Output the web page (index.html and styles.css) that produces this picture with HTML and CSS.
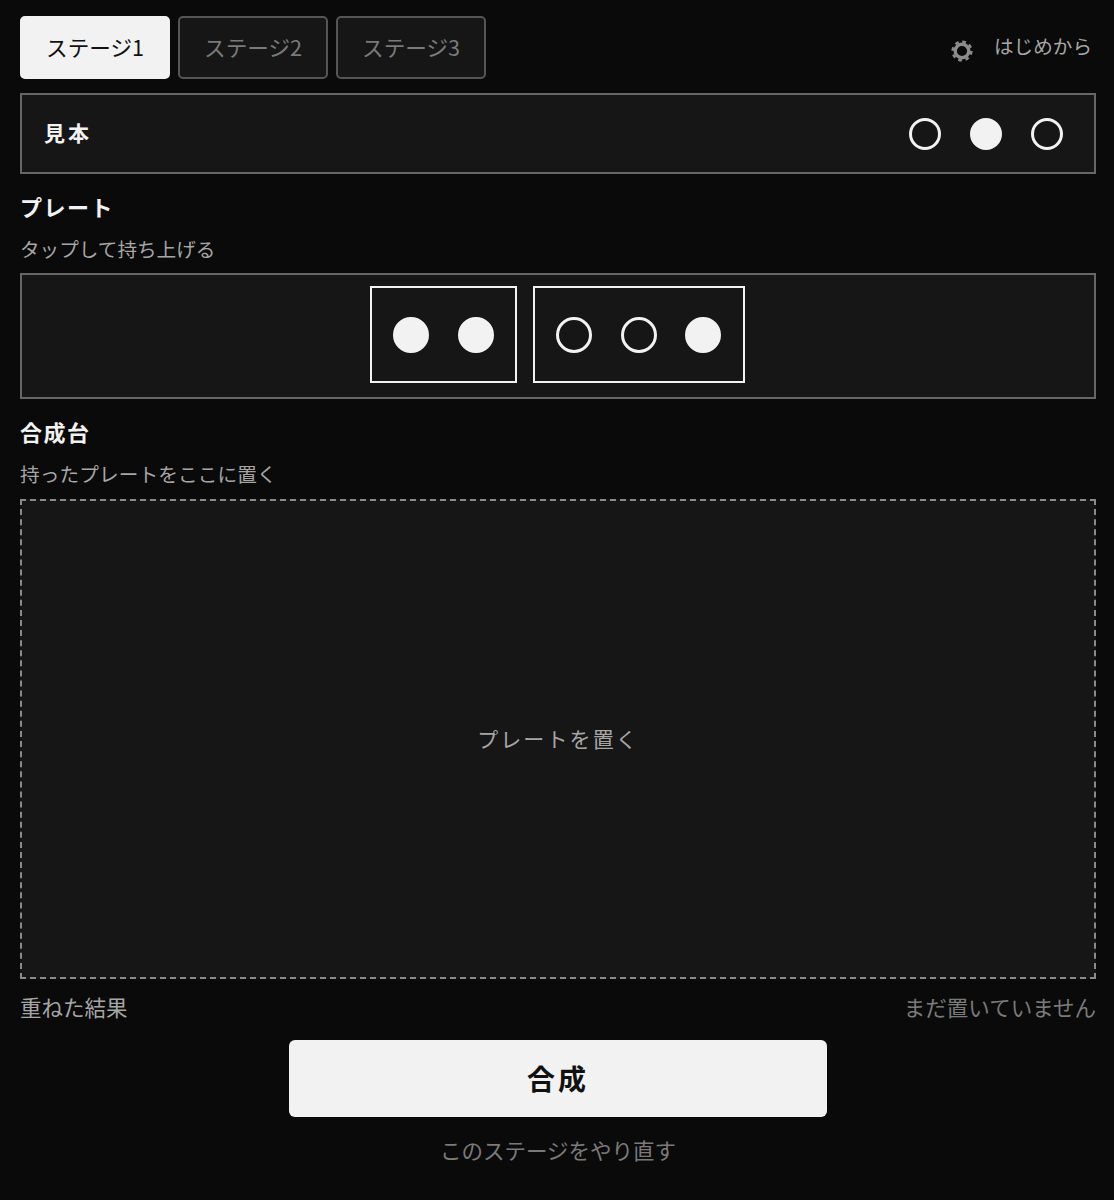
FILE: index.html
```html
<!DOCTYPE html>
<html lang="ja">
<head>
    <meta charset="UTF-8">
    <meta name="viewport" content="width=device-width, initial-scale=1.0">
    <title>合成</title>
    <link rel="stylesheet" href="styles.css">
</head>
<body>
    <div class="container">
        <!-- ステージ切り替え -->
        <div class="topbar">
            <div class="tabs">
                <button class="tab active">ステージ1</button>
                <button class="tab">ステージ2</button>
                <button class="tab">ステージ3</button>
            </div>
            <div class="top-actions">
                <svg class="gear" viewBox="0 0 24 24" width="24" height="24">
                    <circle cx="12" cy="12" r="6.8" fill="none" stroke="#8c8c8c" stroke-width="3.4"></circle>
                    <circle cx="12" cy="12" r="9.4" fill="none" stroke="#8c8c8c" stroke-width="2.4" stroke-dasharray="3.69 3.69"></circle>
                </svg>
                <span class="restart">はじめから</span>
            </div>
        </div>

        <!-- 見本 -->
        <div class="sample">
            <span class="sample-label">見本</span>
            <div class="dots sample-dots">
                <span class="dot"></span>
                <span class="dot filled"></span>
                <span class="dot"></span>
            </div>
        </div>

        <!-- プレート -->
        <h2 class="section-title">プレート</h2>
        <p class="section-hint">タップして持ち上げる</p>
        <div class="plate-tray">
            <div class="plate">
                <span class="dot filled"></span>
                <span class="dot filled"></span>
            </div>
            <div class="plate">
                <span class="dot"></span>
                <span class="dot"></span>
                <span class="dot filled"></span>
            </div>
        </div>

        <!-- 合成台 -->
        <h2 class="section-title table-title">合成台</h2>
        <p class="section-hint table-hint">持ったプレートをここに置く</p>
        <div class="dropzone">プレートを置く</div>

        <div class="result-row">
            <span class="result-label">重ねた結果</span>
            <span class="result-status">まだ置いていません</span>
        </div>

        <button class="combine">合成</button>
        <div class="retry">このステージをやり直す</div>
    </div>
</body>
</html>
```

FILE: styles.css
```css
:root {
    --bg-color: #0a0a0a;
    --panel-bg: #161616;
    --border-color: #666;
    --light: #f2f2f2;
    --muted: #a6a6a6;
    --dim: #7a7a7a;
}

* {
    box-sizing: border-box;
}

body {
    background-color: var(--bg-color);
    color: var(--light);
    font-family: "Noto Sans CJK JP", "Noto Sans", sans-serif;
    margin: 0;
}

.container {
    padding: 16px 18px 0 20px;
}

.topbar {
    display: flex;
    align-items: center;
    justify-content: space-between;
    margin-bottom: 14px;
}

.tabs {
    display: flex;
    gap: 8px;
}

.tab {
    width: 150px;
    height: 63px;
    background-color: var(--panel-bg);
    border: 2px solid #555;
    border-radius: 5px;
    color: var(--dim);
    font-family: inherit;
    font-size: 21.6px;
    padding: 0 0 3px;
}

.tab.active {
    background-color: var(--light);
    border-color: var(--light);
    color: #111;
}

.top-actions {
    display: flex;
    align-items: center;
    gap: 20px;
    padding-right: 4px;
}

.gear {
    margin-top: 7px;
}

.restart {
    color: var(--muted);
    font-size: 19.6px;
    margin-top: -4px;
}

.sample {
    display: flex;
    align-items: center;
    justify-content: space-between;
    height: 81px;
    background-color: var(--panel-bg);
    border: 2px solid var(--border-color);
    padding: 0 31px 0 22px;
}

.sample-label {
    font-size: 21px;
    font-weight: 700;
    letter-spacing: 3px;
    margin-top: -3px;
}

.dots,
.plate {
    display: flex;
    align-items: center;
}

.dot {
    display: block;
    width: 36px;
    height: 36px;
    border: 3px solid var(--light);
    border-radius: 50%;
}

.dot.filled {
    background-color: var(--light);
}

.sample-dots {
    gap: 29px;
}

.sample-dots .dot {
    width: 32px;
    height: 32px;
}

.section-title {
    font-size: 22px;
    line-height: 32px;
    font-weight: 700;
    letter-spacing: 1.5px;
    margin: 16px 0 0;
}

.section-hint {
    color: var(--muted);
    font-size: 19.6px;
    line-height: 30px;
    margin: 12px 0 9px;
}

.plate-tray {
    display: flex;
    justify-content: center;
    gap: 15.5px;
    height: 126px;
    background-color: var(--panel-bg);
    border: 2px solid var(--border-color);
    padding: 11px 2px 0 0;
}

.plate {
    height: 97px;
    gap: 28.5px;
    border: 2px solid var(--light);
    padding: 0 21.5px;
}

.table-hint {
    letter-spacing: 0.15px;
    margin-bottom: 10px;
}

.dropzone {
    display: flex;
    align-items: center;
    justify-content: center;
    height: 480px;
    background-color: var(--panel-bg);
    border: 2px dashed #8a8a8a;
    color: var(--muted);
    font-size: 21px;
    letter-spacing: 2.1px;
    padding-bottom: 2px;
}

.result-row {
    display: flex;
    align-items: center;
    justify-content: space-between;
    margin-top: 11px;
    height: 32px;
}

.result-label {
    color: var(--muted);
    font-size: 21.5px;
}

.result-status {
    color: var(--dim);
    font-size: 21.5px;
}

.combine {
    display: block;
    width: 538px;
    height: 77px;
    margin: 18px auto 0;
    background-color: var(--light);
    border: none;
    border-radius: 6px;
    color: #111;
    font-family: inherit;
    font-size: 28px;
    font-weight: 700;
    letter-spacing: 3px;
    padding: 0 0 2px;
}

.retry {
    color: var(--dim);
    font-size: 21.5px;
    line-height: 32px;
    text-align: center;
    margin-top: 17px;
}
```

=== SET PROBLEM ===
Repeat the listing in full and exactly. Leave any pictures out.

=== SOLUTION FOR THIS EXERCISE ===
Output the web page (index.html and styles.css) that produces this picture with HTML and CSS.
FILE: index.html
```html
<!DOCTYPE html>
<html lang="ja">
<head>
    <meta charset="UTF-8">
    <meta name="viewport" content="width=device-width, initial-scale=1.0">
    <title>合成</title>
    <link rel="stylesheet" href="styles.css">
</head>
<body>
    <div class="container">
        <!-- ステージ切り替え -->
        <div class="topbar">
            <div class="tabs">
                <button class="tab active">ステージ1</button>
                <button class="tab">ステージ2</button>
                <button class="tab">ステージ3</button>
            </div>
            <div class="top-actions">
                <svg class="gear" viewBox="0 0 24 24" width="24" height="24">
                    <circle cx="12" cy="12" r="6.8" fill="none" stroke="#8c8c8c" stroke-width="3.4"></circle>
                    <circle cx="12" cy="12" r="9.4" fill="none" stroke="#8c8c8c" stroke-width="2.4" stroke-dasharray="3.69 3.69"></circle>
                </svg>
                <span class="restart">はじめから</span>
            </div>
        </div>

        <!-- 見本 -->
        <div class="sample">
            <span class="sample-label">見本</span>
            <div class="dots sample-dots">
                <span class="dot"></span>
                <span class="dot filled"></span>
                <span class="dot"></span>
            </div>
        </div>

        <!-- プレート -->
        <h2 class="section-title">プレート</h2>
        <p class="section-hint">タップして持ち上げる</p>
        <div class="plate-tray">
            <div class="plate">
                <span class="dot filled"></span>
                <span class="dot filled"></span>
            </div>
            <div class="plate">
                <span class="dot"></span>
                <span class="dot"></span>
                <span class="dot filled"></span>
            </div>
        </div>

        <!-- 合成台 -->
        <h2 class="section-title table-title">合成台</h2>
        <p class="section-hint table-hint">持ったプレートをここに置く</p>
        <div class="dropzone">プレートを置く</div>

        <div class="result-row">
            <span class="result-label">重ねた結果</span>
            <span class="result-status">まだ置いていません</span>
        </div>

        <button class="combine">合成</button>
        <div class="retry">このステージをやり直す</div>
    </div>
</body>
</html>
```

FILE: styles.css
```css
:root {
    --bg-color: #0a0a0a;
    --panel-bg: #161616;
    --border-color: #666;
    --light: #f2f2f2;
    --muted: #a6a6a6;
    --dim: #7a7a7a;
}

* {
    box-sizing: border-box;
}

body {
    background-color: var(--bg-color);
    color: var(--light);
    font-family: "Noto Sans CJK JP", "Noto Sans", sans-serif;
    margin: 0;
}

.container {
    padding: 16px 18px 0 20px;
}

.topbar {
    display: flex;
    align-items: center;
    justify-content: space-between;
    margin-bottom: 14px;
}

.tabs {
    display: flex;
    gap: 8px;
}

.tab {
    width: 150px;
    height: 63px;
    background-color: var(--panel-bg);
    border: 2px solid #555;
    border-radius: 5px;
    color: var(--dim);
    font-family: inherit;
    font-size: 21.6px;
    padding: 0 0 3px;
}

.tab.active {
    background-color: var(--light);
    border-color: var(--light);
    color: #111;
}

.top-actions {
    display: flex;
    align-items: center;
    gap: 20px;
    padding-right: 4px;
}

.gear {
    margin-top: 7px;
}

.restart {
    color: var(--muted);
    font-size: 19.6px;
    margin-top: -4px;
}

.sample {
    display: flex;
    align-items: center;
    justify-content: space-between;
    height: 81px;
    background-color: var(--panel-bg);
    border: 2px solid var(--border-color);
    padding: 0 31px 0 22px;
}

.sample-label {
    font-size: 21px;
    font-weight: 700;
    letter-spacing: 3px;
    margin-top: -3px;
}

.dots,
.plate {
    display: flex;
    align-items: center;
}

.dot {
    display: block;
    width: 36px;
    height: 36px;
    border: 3px solid var(--light);
    border-radius: 50%;
}

.dot.filled {
    background-color: var(--light);
}

.sample-dots {
    gap: 29px;
}

.sample-dots .dot {
    width: 32px;
    height: 32px;
}

.section-title {
    font-size: 22px;
    line-height: 32px;
    font-weight: 700;
    letter-spacing: 1.5px;
    margin: 16px 0 0;
}

.section-hint {
    color: var(--muted);
    font-size: 19.6px;
    line-height: 30px;
    margin: 12px 0 9px;
}

.plate-tray {
    display: flex;
    justify-content: center;
    gap: 15.5px;
    height: 126px;
    background-color: var(--panel-bg);
    border: 2px solid var(--border-color);
    padding: 11px 2px 0 0;
}

.plate {
    height: 97px;
    gap: 28.5px;
    border: 2px solid var(--light);
    padding: 0 21.5px;
}

.table-hint {
    letter-spacing: 0.15px;
    margin-bottom: 10px;
}

.dropzone {
    display: flex;
    align-items: center;
    justify-content: center;
    height: 480px;
    background-color: var(--panel-bg);
    border: 2px dashed #8a8a8a;
    color: var(--muted);
    font-size: 21px;
    letter-spacing: 2.1px;
    padding-bottom: 2px;
}

.result-row {
    display: flex;
    align-items: center;
    justify-content: space-between;
    margin-top: 11px;
    height: 32px;
}

.result-label {
    color: var(--muted);
    font-size: 21.5px;
}

.result-status {
    color: var(--dim);
    font-size: 21.5px;
}

.combine {
    display: block;
    width: 538px;
    height: 77px;
    margin: 18px auto 0;
    background-color: var(--light);
    border: none;
    border-radius: 6px;
    color: #111;
    font-family: inherit;
    font-size: 28px;
    font-weight: 700;
    letter-spacing: 3px;
    padding: 0 0 2px;
}

.retry {
    color: var(--dim);
    font-size: 21.5px;
    line-height: 32px;
    text-align: center;
    margin-top: 17px;
}
```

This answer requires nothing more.